Edinburgh is set to take centre stage for the annual celebration of musical, stage and literary talent
The statistics for the Festival of British Youth Orchestras in the Festival of British Youth Orchestras are, as usual, impressive: 54 concerts in Edinburgh and Glasgow involving more than 1,500 young musicians.
The majority are aged between 12 and 18, but the participants seem to get younger with each passing year. Indeed, this year the festival is laying claim to having the youngest Fringe performer, 6-year-old Natasha Petrovic, who will play violin and dance with Malden Young Strings. And all the members of the East Dunbartonshire Primary Schools Orchestra, who will be playing in Glasgow, are under 12.
It is not only young performers who will be featured. This year also sees performances of two works composed by 17-year-olds. St Mary's Music School in Edinburgh will put on "A Monochrome Tale", a music theatre piece written by Duncan Strachan, a Dundee pupil at the school. It will be presented as part of a semi-staged double bill with Purcell's "Dido and Aeneas".

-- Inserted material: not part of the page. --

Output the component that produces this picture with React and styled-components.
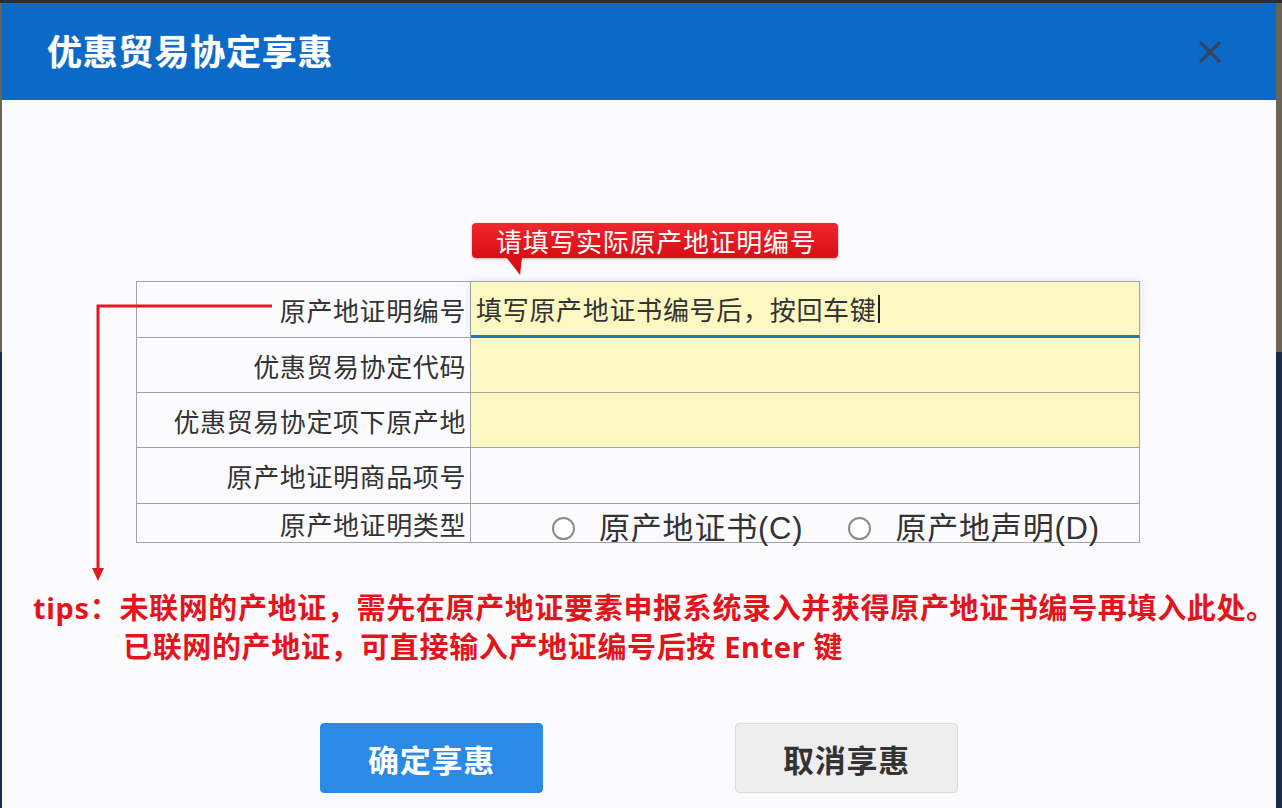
import React from "react";
import styled, { createGlobalStyle } from "styled-components";

const Global = createGlobalStyle`
  html, body { margin: 0; padding: 0; }
  body {
    width: 1282px;
    height: 808px;
    overflow: hidden;
    background: linear-gradient(to bottom, #2e2c2c 0 3px, #6b6358 3px 352px, #1d2c46 352px);
    font-family: "Noto Sans", "Noto Sans CJK SC", sans-serif;
  }
`;

const CJK = `"Noto Sans CJK SC", "Noto Sans", sans-serif`;

const Dialog = styled.div`
  position: relative;
  width: 1274px;
  height: 805px;
  margin: 3px 0 0 2px;
  display: flex;
  flex-direction: column;
  background: #fbfbfd;
`;

const Header = styled.div`
  height: 97px;
  flex: none;
  background: #0b69c7;
  display: flex;
  align-items: center;
  justify-content: space-between;
  padding: 0 52px 0 45px;
`;

const Title = styled.h1`
  margin: 0 0 4px;
  font-family: ${CJK};
  font-size: 35px;
  font-weight: 700;
  color: #ffffff;
  letter-spacing: 0.8px;
  text-shadow: 0 0 1px rgba(255, 255, 255, 0.6);
`;

const Close = styled.button`
  width: 28px;
  height: 28px;
  padding: 0;
  border: 0;
  background: transparent;
  display: flex;
  align-items: center;
  justify-content: center;
`;

const Body = styled.div`
  flex: 1;
  display: flex;
  flex-direction: column;
  padding-top: 123px;
`;

const Form = styled.div`
  margin-left: 134px;
  width: 1004px;
  display: flex;
  flex-direction: column;
`;

const Callout = styled.div`
  position: relative;
  align-self: flex-start;
  margin-left: 336px;
  margin-bottom: 23px;
  height: 35px;
  padding: 0 22px 0 24px;
  display: flex;
  align-items: center;
  border-radius: 4px;
  background: linear-gradient(to bottom, #f0272c, #d90d15);
  box-shadow: 0 1px 3px rgba(120, 0, 0, 0.35);
  font-family: ${CJK};
  font-size: 26px;
  letter-spacing: 0.7px;
  color: #ffffff;
  line-height: 1;
  &::after {
    content: "";
    position: absolute;
    left: 34px;
    top: 34px;
    width: 16px;
    height: 18px;
    background: #d90d15;
    clip-path: polygon(0 0, 100% 0, 88% 100%);
  }
`;

const Table = styled.div`
  display: grid;
  grid-template-columns: 334px minmax(0, 1fr);
  border-top: 1px solid #a3a3a3;
  border-left: 1px solid #a3a3a3;
`;

const Label = styled.div`
  height: ${(p) => p.$h}px;
  box-sizing: border-box;
  border-right: 1px solid #a3a3a3;
  border-bottom: 1px solid #a3a3a3;
  display: flex;
  align-items: center;
  justify-content: flex-end;
  padding-right: 4px;
  font-family: ${CJK};
  font-size: 26px;
  letter-spacing: 0.6px;
  color: #333333;
  background: #fbfbfd;
`;

const Value = styled.div`
  height: ${(p) => p.$h}px;
  box-sizing: border-box;
  border-right: 1px solid #a3a3a3;
  border-bottom: ${(p) => (p.$focus ? "3px solid #2777ae" : "1px solid #a3a3a3")};
  background: ${(p) => (p.$fill ? "#fbf8c2" : "#fbfbfd")};
  display: flex;
  align-items: center;
  padding-left: 5px;
  font-family: ${CJK};
  font-size: 26px;
  letter-spacing: 0.7px;
  color: #333333;
  box-shadow: ${(p) => (p.$focus ? "0 0 8px rgba(120, 150, 190, 0.25)" : "none")};
`;

const Caret = styled.span`
  display: inline-block;
  width: 2px;
  height: 28px;
  margin-left: 1px;
  background: #222;
  vertical-align: middle;
`;

const RadioGroup = styled.div`
  min-width: 0;
  height: 39px;
  box-sizing: border-box;
  border-right: 1px solid #a3a3a3;
  border-bottom: 1px solid #a3a3a3;
  display: flex;
  align-items: flex-end;
  padding-left: 81px;
  background: #fbfbfd;
  overflow: visible;
`;

const RadioOption = styled.label`
  flex: none;
  display: flex;
  align-items: center;
  gap: 24px;
  margin-right: 45px;
  height: 44px;
  margin-bottom: -8px;
  font-family: "Liberation Sans", ${CJK};
  font-size: 31px;
  letter-spacing: 0.8px;
  color: #333333;
  line-height: 1;
  white-space: nowrap;
`;

const RadioCircle = styled.span`
  width: 23px;
  height: 23px;
  box-sizing: border-box;
  border-radius: 50%;
  border: 2px solid #8b8b8b;
  background: #ffffff;
  flex: none;
`;

const Tips = styled.div`
  margin: 45px 0 0 31px;
  font-family: "Noto Sans", "Noto Sans CJK SC", sans-serif;
  font-size: 29px;
  font-weight: 700;
  letter-spacing: 0.65px;
  line-height: 39px;
  color: #e3151c;
  white-space: nowrap;
`;

const TipLine = styled.div`
  padding-left: ${(p) => p.$indent || 0}px;
`;

const Buttons = styled.div`
  margin: 57px 0 0 318px;
  display: flex;
  gap: 192px;
`;

const Button = styled.button`
  width: 223px;
  height: 70px;
  border-radius: 4px;
  font-family: ${CJK};
  font-size: 31px;
  font-weight: 700;
  letter-spacing: 0.8px;
  cursor: pointer;
  border: ${(p) => (p.$primary ? "1px solid #2a89e6" : "1px solid #dcdcdc")};
  background: ${(p) => (p.$primary ? "#2b8ae6" : "#eeeeee")};
  color: ${(p) => (p.$primary ? "#ffffff" : "#333333")};
`;

const Annotation = styled.svg`
  position: absolute;
  left: -2px;
  top: -3px;
  width: 1282px;
  height: 808px;
  pointer-events: none;
`;

export default function App() {
  return (
    <>
      <Global />
      <Dialog>
        <Header>
          <Title>优惠贸易协定享惠</Title>
          <Close aria-label="关闭">
            <svg width="24" height="24" viewBox="0 0 24 24">
              <path d="M3 3 L21 21 M21 3 L3 21" stroke="#34435f" strokeWidth="3.2" strokeLinecap="round" />
            </svg>
          </Close>
        </Header>
        <Body>
          <Form>
            <Callout>请填写实际原产地证明编号</Callout>
            <Table>
              <Label $h={56}>原产地证明编号</Label>
              <Value $h={56} $fill $focus>
                填写原产地证书编号后，按回车键<Caret />
              </Value>
              <Label $h={55}>优惠贸易协定代码</Label>
              <Value $h={55} $fill />
              <Label $h={55}>优惠贸易协定项下原产地</Label>
              <Value $h={55} $fill />
              <Label $h={56}>原产地证明商品项号</Label>
              <Value $h={56} />
              <Label $h={39}>原产地证明类型</Label>
              <RadioGroup>
                <RadioOption>
                  <RadioCircle />
                  <span>原产地证书(C)</span>
                </RadioOption>
                <RadioOption>
                  <RadioCircle />
                  <span>原产地声明(D)</span>
                </RadioOption>
              </RadioGroup>
            </Table>
          </Form>
          <Tips>
            <TipLine>tips：未联网的产地证，需先在原产地证要素申报系统录入并获得原产地证书编号再填入此处。</TipLine>
            <TipLine $indent={90}>已联网的产地证，可直接输入产地证编号后按 Enter 键</TipLine>
          </Tips>
          <Buttons>
            <Button $primary>确定享惠</Button>
            <Button>取消享惠</Button>
          </Buttons>
        </Body>
        <Annotation viewBox="0 0 1282 808">
          <polyline points="272,306 98,306 98,570" fill="none" stroke="#e01b22" strokeWidth="3" />
          <polygon points="92,568 104,568 98,581" fill="#e01b22" />
        </Annotation>
      </Dialog>
    </>
  );
}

The Lydian Orchestra from Kent will feature James Long's "kaleidochimera", a saxophone concerto written for another teenager, Michael Grant, the winner of the Sevenoaks Young Musician of the Year competition last year.

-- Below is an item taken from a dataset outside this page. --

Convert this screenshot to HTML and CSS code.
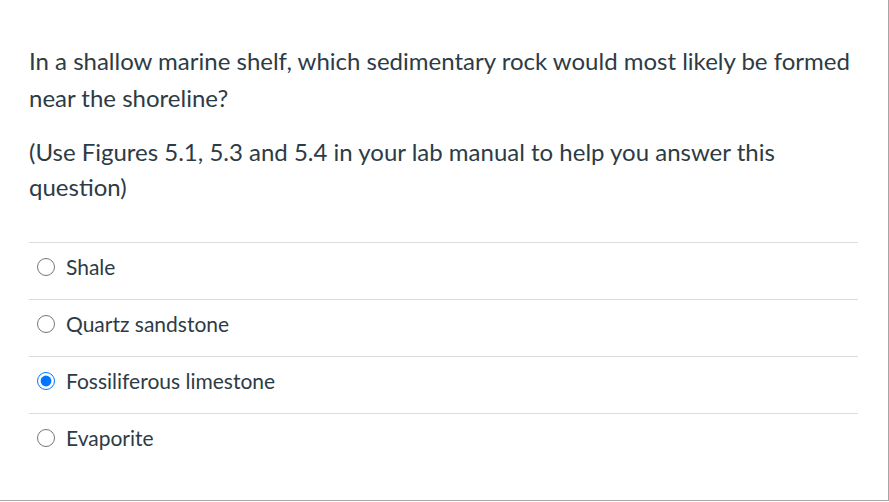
FILE: index.html
```html
<!DOCTYPE html>
<html>
<head>
<meta charset="utf-8">
<link rel="stylesheet" href="styles.css">
</head>
<body>
<div class="quiz">
  <div class="question">
    <p class="q-main">In a shallow marine shelf, which sedimentary rock would most likely be formed near the shoreline?</p>
    <p class="q-note">(Use Figures 5.1, 5.3 and 5.4 in your lab manual to help you answer this question)</p>
  </div>
  <div class="answers">
    <label class="answer"><input type="radio" name="a"><span>Shale</span></label>
    <label class="answer"><input type="radio" name="a"><span>Quartz sandstone</span></label>
    <label class="answer"><input type="radio" name="a" checked><span>Fossiliferous limestone</span></label>
    <label class="answer"><input type="radio" name="a"><span>Evaporite</span></label>
  </div>
</div>
</body>
</html>
```
FILE: styles.css
```css
html, body {
  margin: 0;
  padding: 0;
  background: #ffffff;
}
.quiz {
  box-sizing: border-box;
  width: 889px;
  height: 501px;
  border-right: 1px solid #a6a6a6;
  border-bottom: 1px solid #a6a6a6;
  padding: 42px 30px 0 29px;
  font-family: Lato, "Liberation Sans", sans-serif;
  color: #2d3b45;
}
.question p {
  margin: 0;
}
.q-main {
  font-size: 24px;
  line-height: 37px;
}
.q-note {
  margin-top: 18px !important;
  font-size: 24px;
  line-height: 35px;
}
.answers {
  margin-top: 38px;
  display: flex;
  flex-direction: column;
}
.answer {
  display: flex;
  align-items: center;
  box-sizing: border-box;
  height: 57px;
  border-top: 1px solid #dcdcdc;
  padding-bottom: 9px;
  font-size: 21px;
}
.answer input {
  width: 18px;
  height: 18px;
  margin: 0 11px 0 8px;
  accent-color: #0075ff;
}
```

Challenging repertoire is another regular feature of the festival, and this year is no exception. The biggest challenge faces the Halle Youth Orchestra. It will perform Scottish composer James MacMillan's masterly but demanding "The Confession of Isobel Gowdie", the work which made MacMillan's reputation when first presented at the Proms in 1990 .
The festival's director, Susan White, is on maternity leave, so Hester Lean, the administrator, is holding the fort in her absence.
She points out another new inclusion this year. "The Glasgow programme has a concert that we are calling "A Celebration of Scots Traditional Music, Song and Dance", which has been put together by the Ayrshire Fiddle Orchestra with a number of other groups. That will be quite different from anything we have done before, and it is nice to see different things coming into the festival," she says. "I can't see us ever doing rock bands, though. I don't know if Central Hall could cope!"
In addition to the regular wide selection of orchestras, both classical and jazz, chamber ensembles and concert bands, the programme includes youth choirs, although they are not being presented as a festival within the festival as they were last year.
"The idea of a choir festival is still in our minds," Ms Lean explains, "but we don't really know how that might develop in terms of getting further funding, which we haven't been able to do so far. Even if we can't do a fully-fledged choir programme, we hope that we can retain a choral presence in the festival."